Ramone’s 500-watt stereo system made him an unpopular tenant. “The building was originally commercial but was now ‘mixed use,’ in this case about half commercial and half residential. I managed to disturb both halves,” Ramone wrote. “Apparently, the pipes carried the sound up and down through the building to a degree where my neighbors could tell whether I was playing the studio version or live version of Tommy.
“But they did have a point. It was getting a little too loud. One afternoon, side two of Jimi Hendrix’s Electric Ladyland cracked the glass in one of our cabinets.”
Musician and artist Alan Vega’s apartment, around the corner from punk rock mecca CBGB, was known as the “Ramones Loft” because it was a favorite crash pad of the band. Joey Ramone, lead singer of the Ramones, lived with his mother and brother in Forest Hills, Queens before he moved in with Vega in the mid-1970s.
“Joey’s ‘bedroom’ was a small area behind a freestanding bookcase toward the rear of the loft,” wrote Marky Ramone. “Behind the bookcase, on the floor, was a mattress covered with mounds of records and tapes that spilled out onto the surrounding floorboards. There were T-shirts, jeans, sneakers, books, and magazines that looked as if they had just been shipped from Birchwood Towers in Forest Hills and dumped from a suitcase.

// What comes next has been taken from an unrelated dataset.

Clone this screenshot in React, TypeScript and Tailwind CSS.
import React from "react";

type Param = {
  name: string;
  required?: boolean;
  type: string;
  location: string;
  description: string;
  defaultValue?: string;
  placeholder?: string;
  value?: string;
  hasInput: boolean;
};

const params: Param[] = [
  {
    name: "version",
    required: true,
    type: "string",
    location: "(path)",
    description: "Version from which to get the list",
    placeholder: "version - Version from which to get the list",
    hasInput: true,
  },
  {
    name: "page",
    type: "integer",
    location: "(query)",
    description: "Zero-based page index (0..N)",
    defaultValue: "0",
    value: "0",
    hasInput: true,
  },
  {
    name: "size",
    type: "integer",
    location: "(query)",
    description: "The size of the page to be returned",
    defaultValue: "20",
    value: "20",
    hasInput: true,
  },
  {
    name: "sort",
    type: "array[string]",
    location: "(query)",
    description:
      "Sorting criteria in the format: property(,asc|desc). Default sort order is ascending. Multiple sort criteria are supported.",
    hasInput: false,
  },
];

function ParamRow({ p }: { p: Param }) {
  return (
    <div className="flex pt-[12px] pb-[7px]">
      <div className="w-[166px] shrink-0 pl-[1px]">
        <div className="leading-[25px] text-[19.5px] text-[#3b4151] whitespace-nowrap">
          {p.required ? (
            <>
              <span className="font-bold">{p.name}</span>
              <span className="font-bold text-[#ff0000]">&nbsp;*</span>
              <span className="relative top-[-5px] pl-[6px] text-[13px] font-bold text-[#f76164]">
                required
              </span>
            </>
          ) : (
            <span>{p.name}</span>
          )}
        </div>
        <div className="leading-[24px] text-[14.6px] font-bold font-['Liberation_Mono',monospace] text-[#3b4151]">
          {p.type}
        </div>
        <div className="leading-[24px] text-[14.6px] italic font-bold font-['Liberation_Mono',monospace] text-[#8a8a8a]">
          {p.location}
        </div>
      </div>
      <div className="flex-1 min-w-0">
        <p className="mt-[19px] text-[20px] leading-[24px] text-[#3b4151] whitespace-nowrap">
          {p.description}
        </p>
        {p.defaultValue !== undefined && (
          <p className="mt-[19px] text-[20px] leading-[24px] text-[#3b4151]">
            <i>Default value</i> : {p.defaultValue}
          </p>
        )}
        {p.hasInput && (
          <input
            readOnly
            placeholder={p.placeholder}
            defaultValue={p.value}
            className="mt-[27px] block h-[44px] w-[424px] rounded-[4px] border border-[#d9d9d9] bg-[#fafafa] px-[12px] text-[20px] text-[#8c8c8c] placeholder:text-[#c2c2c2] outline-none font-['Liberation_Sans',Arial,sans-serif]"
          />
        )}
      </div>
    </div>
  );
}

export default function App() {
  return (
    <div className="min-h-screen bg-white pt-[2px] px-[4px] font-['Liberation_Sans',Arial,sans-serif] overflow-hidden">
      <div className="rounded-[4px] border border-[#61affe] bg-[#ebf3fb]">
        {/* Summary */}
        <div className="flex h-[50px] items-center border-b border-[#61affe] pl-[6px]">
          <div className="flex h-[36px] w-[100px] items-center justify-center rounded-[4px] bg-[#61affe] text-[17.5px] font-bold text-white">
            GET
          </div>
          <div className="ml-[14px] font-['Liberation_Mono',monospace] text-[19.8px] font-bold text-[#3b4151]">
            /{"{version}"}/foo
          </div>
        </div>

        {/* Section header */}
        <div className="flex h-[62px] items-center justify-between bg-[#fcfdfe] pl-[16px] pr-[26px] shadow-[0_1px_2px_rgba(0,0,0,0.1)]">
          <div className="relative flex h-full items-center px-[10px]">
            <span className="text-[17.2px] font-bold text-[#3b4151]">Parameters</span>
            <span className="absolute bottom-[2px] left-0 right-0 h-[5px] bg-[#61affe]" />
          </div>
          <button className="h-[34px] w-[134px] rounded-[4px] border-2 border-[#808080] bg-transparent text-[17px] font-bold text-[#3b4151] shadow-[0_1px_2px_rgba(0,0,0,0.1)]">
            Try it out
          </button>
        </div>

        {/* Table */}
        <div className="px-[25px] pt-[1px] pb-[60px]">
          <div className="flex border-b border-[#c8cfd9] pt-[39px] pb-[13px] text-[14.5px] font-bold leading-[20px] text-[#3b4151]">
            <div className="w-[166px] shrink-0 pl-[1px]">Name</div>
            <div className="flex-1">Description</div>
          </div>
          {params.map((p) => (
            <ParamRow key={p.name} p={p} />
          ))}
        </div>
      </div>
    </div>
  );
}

But Joey had lived here at least three years.”
In 2005, pop star Lady Gaga quit college and left her parents’ comfortable home on Manhattan’s Upper West Side to move to a one-bedroom apartment at 176 Stanton Street. “I left my entire family, got the cheapest apartment I could find, and ate shit until somebody would listen,” Gaga told New York magazine.
Gaga’s father helped pay the $1,100 per month rent in the Lower East Side tenement building. Gaga, still Stefani Germanotta in those days, made demos at home when she wasn’t playing gigs at local clubs. “She had a bare-ass apartment,” says her friend and former DJ Brendan Sullivan in Poker Face: The Rise and Rise of Lady Gaga. “It just had turntables, a synth, and a couch. It was like a monk’s cell – just for work and study.”